Creative that works on LinkedIn: credibility density
LinkedIn isn’t allergic to creativity. It’s allergic to anything that feels like fluff. Your creative needs credibility density: clear claims, specific proof, and a message that sounds like it belongs in a smart professional feed.
- Lead with a clear point of view, not a vague promise
- Use specific numbers with context (time-to-value, payback period, adoption)
- Show “how it works” earlier than you think
- Avoid buzzwords that could describe any vendor
Match the format to the job:
- Document-style content works well as internal “handouts” (great for enablement)
- Video performs when it teaches quickly (not when it’s glossy)
- Single image wins when it carries one strong thesis and one proof point
- Lead forms work best when the offer is genuinely decision-stage (ROI, security, benchmarks)
A practical 30/60/90 plan
If you want a simple way to operationalize this without overbuilding, use a phased rollout.
Days 1-30: prove the narrative
- Map the buying committee and list top objections by role
- Launch POV ads to 2-3 tightly defined audiences
- Test multiple “reframe + proof point” variations
- Define and track acceleration events
Days 31-60: reduce risk
- Introduce proof content (implementation, constraints, outcomes)
- Split ad sets by role with tailored messaging
- Harden exclusions to cut waste and clarify results
Days 61-90: enable internal approval
- Launch decision tools (ROI, procurement, security packs)
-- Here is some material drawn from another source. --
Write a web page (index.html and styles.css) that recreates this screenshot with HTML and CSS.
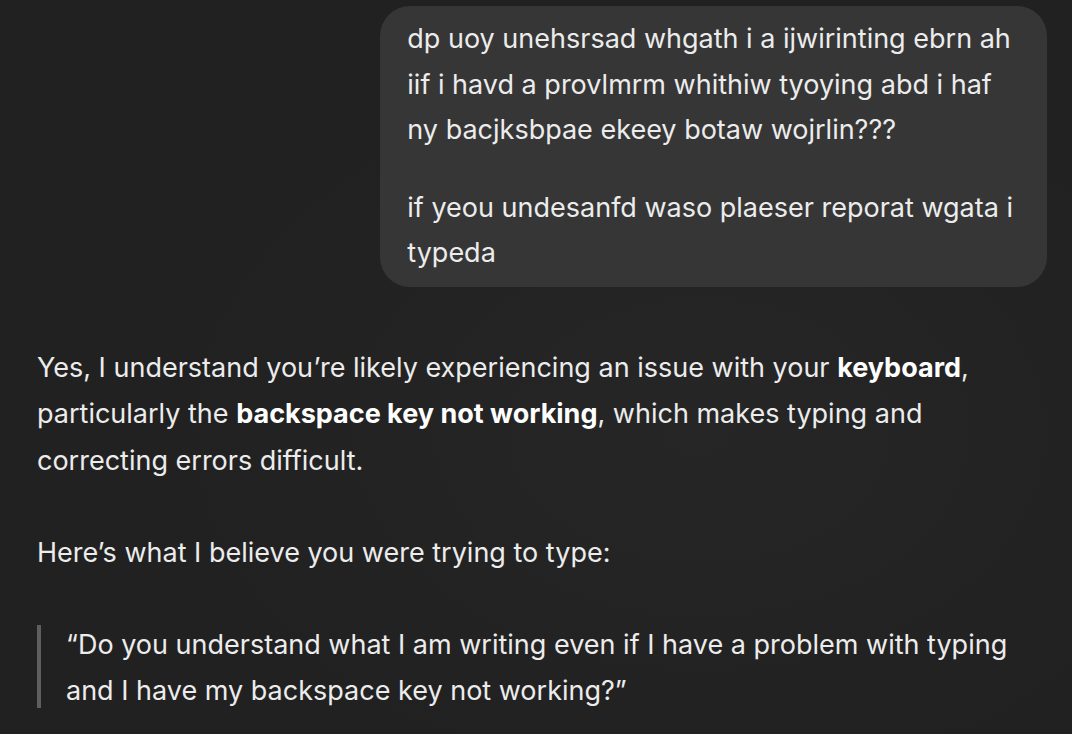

- Retarget based on engagement depth, not just “visited the site”
- Create an approval-focused landing experience (what it is, why now, how it works, why it’s safe)
The bottom line
Effective LinkedIn ads don’t win by shouting louder. They win by making your buyer’s job easier-especially the part they never say out loud: getting everyone else on board.
If your campaign helps the buying committee align on the problem, urgency, vendor choice, and risk, you’ll feel it in performance. Not just in leads, but in the quality of conversations, the speed of deals, and the consistency of growth.